Chinara Esengul. Photo taken from her personal account on Facebook

She believes that even after the recent visit of President Shavkat Mirziyoyev of Uzbekistan to Bishkek and the signing of all the necessary documents, some detained individuals may be released, but they will remain under close monitoring.

“They will be released after serious instructions that they should not be so active, but I think it will not have a strategic impact on the outcome because the political culture of the Kyrgyzstanis will not change. I think they would be asked to write or state somehow that they have been wrong. As far as I know, Tashiev has suggested the same a long time ago. But the detained are stubborn people and believe in what they do, that is why they have not done this so far,” the expert said.

However, Tyulegenov believes that the release of the detainees is unlikely in the near future, as the power has no valid arguments or evidence to support their case. Tyulegenov thinks the case may be postponed as long as possible.

Some would be recognised indirectly involved, and might be sentenced to probation. But the case has already become politically motivated and the authorities cannot deny it as they would look foolish for making the case for many months and having no well-reasoned arguments.

A way out?

Iskhak Masaliev, a member of parliament, recently established a deputy commission to study the legality of law enforcement actions towards the detainees, from detention to investigative activities and arrests.

“They pose a threat to certain political figures, not to the state. Being the person who has participated in the meeting of activists, I say publicly that they have not posed any threat,” the parliamentarian said. “And now, when they exchanged the instruments of ratification, the only way out is to cancel this decision.
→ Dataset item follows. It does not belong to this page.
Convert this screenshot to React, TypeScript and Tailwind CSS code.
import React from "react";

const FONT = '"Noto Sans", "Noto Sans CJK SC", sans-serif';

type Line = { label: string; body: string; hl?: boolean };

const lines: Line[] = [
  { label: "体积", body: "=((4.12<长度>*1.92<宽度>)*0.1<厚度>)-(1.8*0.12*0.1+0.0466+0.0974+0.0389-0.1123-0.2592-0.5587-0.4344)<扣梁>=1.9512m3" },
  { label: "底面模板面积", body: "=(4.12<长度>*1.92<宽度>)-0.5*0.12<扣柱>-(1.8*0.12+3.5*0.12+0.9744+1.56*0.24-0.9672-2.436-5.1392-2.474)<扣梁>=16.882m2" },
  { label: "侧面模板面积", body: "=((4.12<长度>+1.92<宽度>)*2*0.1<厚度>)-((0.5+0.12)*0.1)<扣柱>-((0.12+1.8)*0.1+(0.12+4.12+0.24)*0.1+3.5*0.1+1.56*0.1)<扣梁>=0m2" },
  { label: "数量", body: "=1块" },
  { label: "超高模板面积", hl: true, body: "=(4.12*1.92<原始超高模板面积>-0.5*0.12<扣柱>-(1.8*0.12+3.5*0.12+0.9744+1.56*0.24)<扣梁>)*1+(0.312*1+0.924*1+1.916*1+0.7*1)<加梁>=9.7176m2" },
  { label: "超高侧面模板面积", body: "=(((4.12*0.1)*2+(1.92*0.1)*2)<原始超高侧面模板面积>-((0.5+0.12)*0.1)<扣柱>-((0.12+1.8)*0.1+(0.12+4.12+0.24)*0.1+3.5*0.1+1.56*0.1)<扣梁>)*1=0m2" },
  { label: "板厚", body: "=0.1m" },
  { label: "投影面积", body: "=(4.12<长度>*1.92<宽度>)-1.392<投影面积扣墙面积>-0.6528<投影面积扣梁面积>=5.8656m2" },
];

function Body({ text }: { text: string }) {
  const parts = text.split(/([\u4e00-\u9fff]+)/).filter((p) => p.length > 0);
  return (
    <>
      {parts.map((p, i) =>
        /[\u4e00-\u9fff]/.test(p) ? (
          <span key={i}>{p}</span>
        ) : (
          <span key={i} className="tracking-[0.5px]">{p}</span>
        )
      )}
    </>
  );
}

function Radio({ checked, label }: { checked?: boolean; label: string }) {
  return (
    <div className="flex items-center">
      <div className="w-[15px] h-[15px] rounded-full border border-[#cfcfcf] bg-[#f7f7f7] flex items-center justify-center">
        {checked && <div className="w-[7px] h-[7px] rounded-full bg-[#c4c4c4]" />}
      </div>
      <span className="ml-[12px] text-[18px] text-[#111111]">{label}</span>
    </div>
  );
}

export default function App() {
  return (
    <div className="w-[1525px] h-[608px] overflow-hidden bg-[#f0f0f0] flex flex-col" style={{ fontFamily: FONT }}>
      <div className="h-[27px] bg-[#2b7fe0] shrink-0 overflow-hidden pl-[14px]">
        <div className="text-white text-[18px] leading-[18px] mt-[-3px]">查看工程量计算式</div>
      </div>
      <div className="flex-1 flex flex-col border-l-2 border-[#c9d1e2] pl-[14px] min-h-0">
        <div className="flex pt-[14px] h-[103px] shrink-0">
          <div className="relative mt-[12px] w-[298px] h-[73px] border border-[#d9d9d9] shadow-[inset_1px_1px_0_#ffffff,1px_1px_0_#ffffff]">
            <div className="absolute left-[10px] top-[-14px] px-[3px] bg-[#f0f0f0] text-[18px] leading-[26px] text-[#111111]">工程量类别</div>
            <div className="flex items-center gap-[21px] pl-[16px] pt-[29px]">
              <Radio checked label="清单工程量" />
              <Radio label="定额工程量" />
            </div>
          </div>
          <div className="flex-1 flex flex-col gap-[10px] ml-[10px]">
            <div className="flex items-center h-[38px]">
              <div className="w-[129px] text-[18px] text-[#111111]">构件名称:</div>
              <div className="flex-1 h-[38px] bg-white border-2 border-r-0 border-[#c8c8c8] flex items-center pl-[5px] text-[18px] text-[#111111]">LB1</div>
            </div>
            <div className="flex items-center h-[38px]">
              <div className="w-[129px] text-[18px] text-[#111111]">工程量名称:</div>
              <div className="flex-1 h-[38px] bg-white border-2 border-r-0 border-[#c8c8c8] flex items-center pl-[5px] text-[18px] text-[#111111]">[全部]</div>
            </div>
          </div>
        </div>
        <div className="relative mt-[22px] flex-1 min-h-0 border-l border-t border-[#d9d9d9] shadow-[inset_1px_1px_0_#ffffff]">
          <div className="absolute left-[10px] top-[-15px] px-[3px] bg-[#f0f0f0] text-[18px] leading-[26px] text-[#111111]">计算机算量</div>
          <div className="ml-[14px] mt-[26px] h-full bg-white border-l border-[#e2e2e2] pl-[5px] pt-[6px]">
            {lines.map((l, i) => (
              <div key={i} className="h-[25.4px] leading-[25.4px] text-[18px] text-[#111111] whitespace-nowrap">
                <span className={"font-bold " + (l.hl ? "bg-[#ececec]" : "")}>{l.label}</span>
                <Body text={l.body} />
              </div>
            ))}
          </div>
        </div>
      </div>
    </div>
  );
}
They should be immediately released, prosecution must be stopped, and common ground should be sought.”

Some defendants in the Kempir-Abad case. Collage: Kloop​.kg

The deputy commission, according to Masaliev, can play a certain positive role, but the matter would hardly be resolved promptly.
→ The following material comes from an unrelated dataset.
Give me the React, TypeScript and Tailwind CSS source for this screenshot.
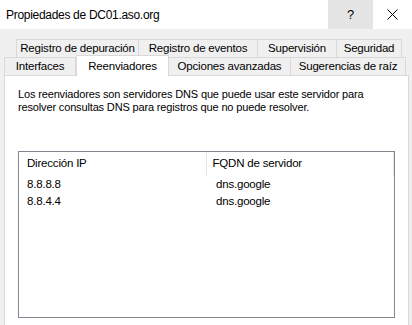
const ui = { fontFamily: '"Liberation Sans", Arial, sans-serif' };

const row1 = [
  { label: "Registro de depuración", w: 123 },
  { label: "Registro de eventos", w: 120 },
  { label: "Supervisión", w: 80 },
  { label: "Seguridad", w: 66 },
];

const row2 = [
  { label: "Interfaces", w: 72 },
  { label: "Reenviadores", w: 93, active: true },
  { label: "Opciones avanzadas", w: 123 },
  { label: "Sugerencias de raíz", w: 116 },
];

const forwarders = [
  { ip: "8.8.8.8", fqdn: "dns.google" },
  { ip: "8.8.4.4", fqdn: "dns.google" },
];

function Tab({ label, w, active }: { label: string; w: number; active?: boolean }) {
  if (active) {
    return (
      <div
        className="relative z-10 -mt-[2px] -mb-px flex h-[21px] items-start justify-center border border-b-0 border-[#d9d9d9] bg-white pt-[2px] text-[11.5px] tracking-[-0.2px] text-black"
        style={{ width: w }}
      >
        {label}
      </div>
    );
  }
  return (
    <div
      className="-ml-px flex h-[18px] items-center justify-center border border-b-0 border-[#d9d9d9] bg-[#f0f0f0] text-[11.5px] tracking-[-0.2px] text-black first:ml-0"
      style={{ width: w }}
    >
      {label}
    </div>
  );
}

export default function App() {
  return (
    <div className="h-[325px] w-[412px] overflow-hidden bg-[#f0f0f0]" style={ui}>
      {/* barra de título */}
      <div className="flex h-[29px] items-stretch bg-white">
        <div className="flex flex-1 items-center pl-[6px] text-[12px] tracking-[-0.3px] text-black">
          Propiedades de DC01.aso.org
        </div>
        <div className="flex w-[45px] items-center justify-center bg-[#e5e5e5] text-[13px] text-black">?</div>
        <div className="flex w-[39px] items-center justify-center">
          <svg width="11" height="11" viewBox="0 0 11 11">
            <path d="M0.5 0.5 L10.5 10.5 M10.5 0.5 L0.5 10.5" stroke="#000" strokeWidth="1" fill="none" />
          </svg>
        </div>
      </div>

      {/* pestañas */}
      <div className="mt-[10px] flex pl-[16px]">
        {row1.map((t) => (
          <Tab key={t.label} {...t} />
        ))}
      </div>
      <div className="flex items-end pl-[4px]">
        {row2.map((t) => (
          <Tab key={t.label} {...t} />
        ))}
      </div>

      {/* contenido */}
      <div className="ml-[4px] mr-[3px] h-[260px] border border-[#d9d9d9] bg-white px-[13px] pt-[12px]">
        <p className="text-[11px] leading-[13px] tracking-[-0.15px] text-black">
          Los reenviadores son servidores DNS que puede usar este servidor para
          <br />
          resolver consultas DNS para registros que no puede resolver.
        </p>

        <div className="mt-[37px] h-[167px] border border-[#828790] bg-white">
          <div className="flex h-[24px] items-center text-[11.5px] tracking-[-0.2px] text-black">
            <div className="flex h-full w-[190px] items-center border-r border-[#e5e5e5] pl-[8px]">Dirección IP</div>
            <div className="flex h-full w-[190px] items-center border-r border-[#e5e5e5] pl-[6px]">FQDN de servidor</div>
          </div>
          {forwarders.map((f) => (
            <div key={f.ip} className="flex h-[17px] items-center text-[11.5px] tracking-[-0.2px] text-black">
              <div className="w-[190px] pl-[8px]">{f.ip}</div>
              <div className="pl-[7px]">{f.fqdn}</div>
            </div>
          ))}
        </div>
      </div>
    </div>
  );
}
“Those who organised the case would probably try to deliver the first verdict under any pretext in order to justify themselves, their actions. They might even release them, but after one or two years of litigations. This is the technique when one seems to be guilty yet he is not. And then they will say, ok, we forgive you,” Masaliev said.

Chynara Temirova. Photo taken from her personal account on Facebook

Chynara Temirova, an expert in national policy issues, believes that border issues must be resolved, but the process of decision-making is just as important as the outcome.

“The power that is not able to conduct a constructive dialogue and prove it is right by deeds and results will always take the public as the enemy, not the helping hand. […] Decisions made in a democratic manner are made in transparency and necessarily contain compensations to the groups of people who lose the deal. But this very process leads to the decision that does not cause much of a conflict in the society. Therefore, this decision of the border issue will always cause discontent of the people regardless of whether the activists are behind the bars or not,” Temirova said.

According to Temirova, the detainees in the Kempir-Abad case are a clear indication of the state’s weakness, and the power will likely use this method to resolve future issues, leading the country down an increasingly authoritarian path.